> [TO BE DONE]: From the listing that follows, output everything exactly except the pictures.
----------------
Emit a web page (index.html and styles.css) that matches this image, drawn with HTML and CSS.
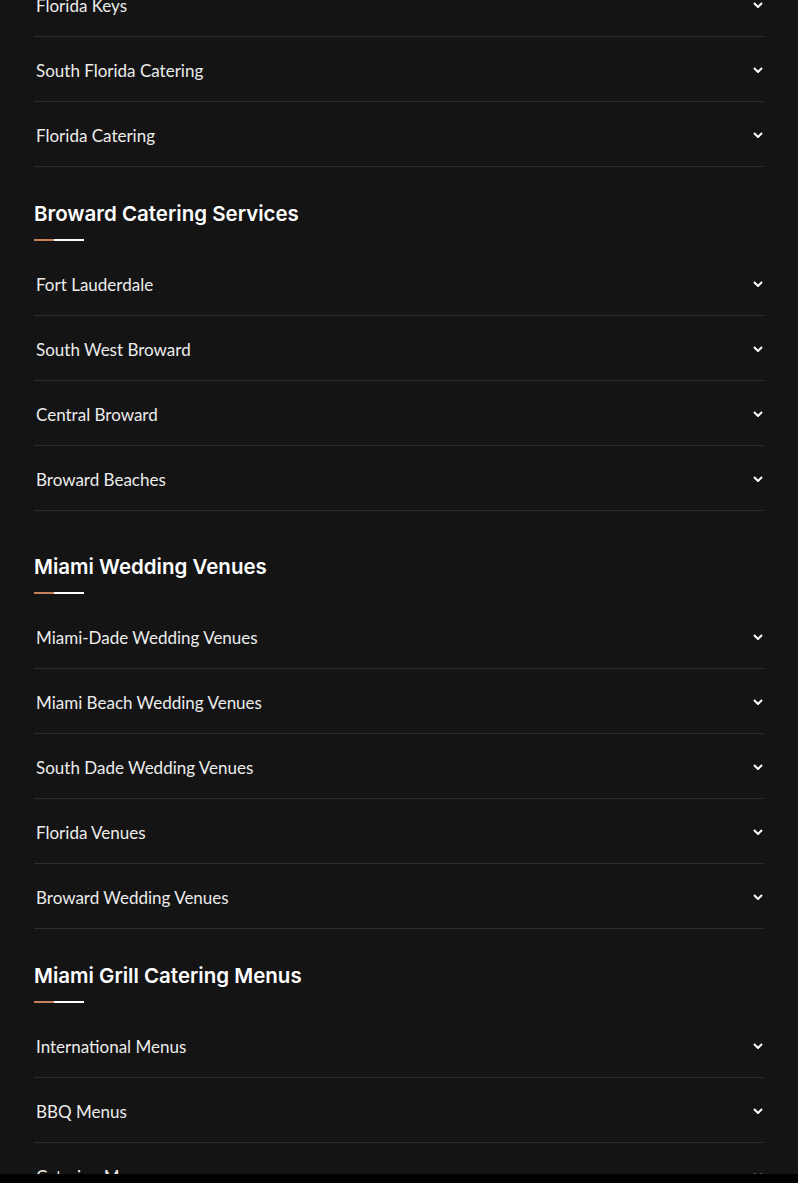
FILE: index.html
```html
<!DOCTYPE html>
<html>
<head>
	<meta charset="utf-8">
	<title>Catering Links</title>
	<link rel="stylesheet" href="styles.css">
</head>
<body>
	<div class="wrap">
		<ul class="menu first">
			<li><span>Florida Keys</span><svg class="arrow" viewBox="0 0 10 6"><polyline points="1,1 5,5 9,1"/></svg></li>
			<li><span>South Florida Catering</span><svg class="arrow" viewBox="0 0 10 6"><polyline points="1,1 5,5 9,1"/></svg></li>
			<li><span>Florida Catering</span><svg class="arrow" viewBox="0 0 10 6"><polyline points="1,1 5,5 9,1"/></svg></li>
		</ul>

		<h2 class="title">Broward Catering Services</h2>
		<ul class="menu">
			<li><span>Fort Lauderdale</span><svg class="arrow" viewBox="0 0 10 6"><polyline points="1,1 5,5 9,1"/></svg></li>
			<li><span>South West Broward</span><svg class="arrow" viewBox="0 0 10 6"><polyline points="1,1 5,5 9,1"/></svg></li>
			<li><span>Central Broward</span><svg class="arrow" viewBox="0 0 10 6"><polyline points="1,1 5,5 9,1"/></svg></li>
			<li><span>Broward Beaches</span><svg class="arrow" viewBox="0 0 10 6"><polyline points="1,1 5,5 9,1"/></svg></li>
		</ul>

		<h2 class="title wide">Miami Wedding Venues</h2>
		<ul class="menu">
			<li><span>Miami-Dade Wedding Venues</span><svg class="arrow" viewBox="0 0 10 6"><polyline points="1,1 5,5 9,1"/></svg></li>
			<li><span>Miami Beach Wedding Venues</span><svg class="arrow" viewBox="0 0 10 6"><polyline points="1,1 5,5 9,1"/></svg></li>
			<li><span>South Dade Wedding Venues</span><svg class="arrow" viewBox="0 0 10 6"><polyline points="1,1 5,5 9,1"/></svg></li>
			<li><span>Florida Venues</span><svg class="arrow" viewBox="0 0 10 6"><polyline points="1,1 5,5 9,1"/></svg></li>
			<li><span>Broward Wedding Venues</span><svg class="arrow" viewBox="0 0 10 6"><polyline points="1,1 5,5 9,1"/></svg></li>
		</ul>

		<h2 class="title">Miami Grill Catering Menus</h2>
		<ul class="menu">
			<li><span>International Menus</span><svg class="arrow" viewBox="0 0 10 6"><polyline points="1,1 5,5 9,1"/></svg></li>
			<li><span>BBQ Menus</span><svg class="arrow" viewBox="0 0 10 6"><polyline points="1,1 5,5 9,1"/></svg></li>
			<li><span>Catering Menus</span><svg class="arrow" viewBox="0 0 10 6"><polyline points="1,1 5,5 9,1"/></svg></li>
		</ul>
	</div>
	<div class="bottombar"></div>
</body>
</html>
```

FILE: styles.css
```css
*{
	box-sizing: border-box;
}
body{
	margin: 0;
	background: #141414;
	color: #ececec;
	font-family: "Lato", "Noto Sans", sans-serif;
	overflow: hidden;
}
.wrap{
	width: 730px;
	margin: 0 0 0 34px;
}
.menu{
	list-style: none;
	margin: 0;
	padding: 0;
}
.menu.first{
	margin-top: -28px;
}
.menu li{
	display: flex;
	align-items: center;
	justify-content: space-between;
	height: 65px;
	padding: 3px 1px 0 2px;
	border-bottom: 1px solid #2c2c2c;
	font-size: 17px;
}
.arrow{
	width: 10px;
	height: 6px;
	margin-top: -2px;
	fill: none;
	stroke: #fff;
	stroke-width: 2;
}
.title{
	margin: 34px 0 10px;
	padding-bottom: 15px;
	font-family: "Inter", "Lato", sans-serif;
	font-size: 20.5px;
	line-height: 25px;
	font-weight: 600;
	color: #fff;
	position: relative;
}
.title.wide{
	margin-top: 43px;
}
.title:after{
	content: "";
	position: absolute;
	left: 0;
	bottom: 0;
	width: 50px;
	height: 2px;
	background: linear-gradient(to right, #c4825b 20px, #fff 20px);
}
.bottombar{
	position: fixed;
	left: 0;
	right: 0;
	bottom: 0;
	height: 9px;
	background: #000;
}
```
----------------
> [FINAL RESULT]:
Emit a web page (index.html and styles.css) that matches this image, drawn with HTML and CSS.
FILE: index.html
```html
<!DOCTYPE html>
<html>
<head>
	<meta charset="utf-8">
	<title>Catering Links</title>
	<link rel="stylesheet" href="styles.css">
</head>
<body>
	<div class="wrap">
		<ul class="menu first">
			<li><span>Florida Keys</span><svg class="arrow" viewBox="0 0 10 6"><polyline points="1,1 5,5 9,1"/></svg></li>
			<li><span>South Florida Catering</span><svg class="arrow" viewBox="0 0 10 6"><polyline points="1,1 5,5 9,1"/></svg></li>
			<li><span>Florida Catering</span><svg class="arrow" viewBox="0 0 10 6"><polyline points="1,1 5,5 9,1"/></svg></li>
		</ul>

		<h2 class="title">Broward Catering Services</h2>
		<ul class="menu">
			<li><span>Fort Lauderdale</span><svg class="arrow" viewBox="0 0 10 6"><polyline points="1,1 5,5 9,1"/></svg></li>
			<li><span>South West Broward</span><svg class="arrow" viewBox="0 0 10 6"><polyline points="1,1 5,5 9,1"/></svg></li>
			<li><span>Central Broward</span><svg class="arrow" viewBox="0 0 10 6"><polyline points="1,1 5,5 9,1"/></svg></li>
			<li><span>Broward Beaches</span><svg class="arrow" viewBox="0 0 10 6"><polyline points="1,1 5,5 9,1"/></svg></li>
		</ul>

		<h2 class="title wide">Miami Wedding Venues</h2>
		<ul class="menu">
			<li><span>Miami-Dade Wedding Venues</span><svg class="arrow" viewBox="0 0 10 6"><polyline points="1,1 5,5 9,1"/></svg></li>
			<li><span>Miami Beach Wedding Venues</span><svg class="arrow" viewBox="0 0 10 6"><polyline points="1,1 5,5 9,1"/></svg></li>
			<li><span>South Dade Wedding Venues</span><svg class="arrow" viewBox="0 0 10 6"><polyline points="1,1 5,5 9,1"/></svg></li>
			<li><span>Florida Venues</span><svg class="arrow" viewBox="0 0 10 6"><polyline points="1,1 5,5 9,1"/></svg></li>
			<li><span>Broward Wedding Venues</span><svg class="arrow" viewBox="0 0 10 6"><polyline points="1,1 5,5 9,1"/></svg></li>
		</ul>

		<h2 class="title">Miami Grill Catering Menus</h2>
		<ul class="menu">
			<li><span>International Menus</span><svg class="arrow" viewBox="0 0 10 6"><polyline points="1,1 5,5 9,1"/></svg></li>
			<li><span>BBQ Menus</span><svg class="arrow" viewBox="0 0 10 6"><polyline points="1,1 5,5 9,1"/></svg></li>
			<li><span>Catering Menus</span><svg class="arrow" viewBox="0 0 10 6"><polyline points="1,1 5,5 9,1"/></svg></li>
		</ul>
	</div>
	<div class="bottombar"></div>
</body>
</html>
```

FILE: styles.css
```css
*{
	box-sizing: border-box;
}
body{
	margin: 0;
	background: #141414;
	color: #ececec;
	font-family: "Lato", "Noto Sans", sans-serif;
	overflow: hidden;
}
.wrap{
	width: 730px;
	margin: 0 0 0 34px;
}
.menu{
	list-style: none;
	margin: 0;
	padding: 0;
}
.menu.first{
	margin-top: -28px;
}
.menu li{
	display: flex;
	align-items: center;
	justify-content: space-between;
	height: 65px;
	padding: 3px 1px 0 2px;
	border-bottom: 1px solid #2c2c2c;
	font-size: 17px;
}
.arrow{
	width: 10px;
	height: 6px;
	margin-top: -2px;
	fill: none;
	stroke: #fff;
	stroke-width: 2;
}
.title{
	margin: 34px 0 10px;
	padding-bottom: 15px;
	font-family: "Inter", "Lato", sans-serif;
	font-size: 20.5px;
	line-height: 25px;
	font-weight: 600;
	color: #fff;
	position: relative;
}
.title.wide{
	margin-top: 43px;
}
.title:after{
	content: "";
	position: absolute;
	left: 0;
	bottom: 0;
	width: 50px;
	height: 2px;
	background: linear-gradient(to right, #c4825b 20px, #fff 20px);
}
.bottombar{
	position: fixed;
	left: 0;
	right: 0;
	bottom: 0;
	height: 9px;
	background: #000;
}
```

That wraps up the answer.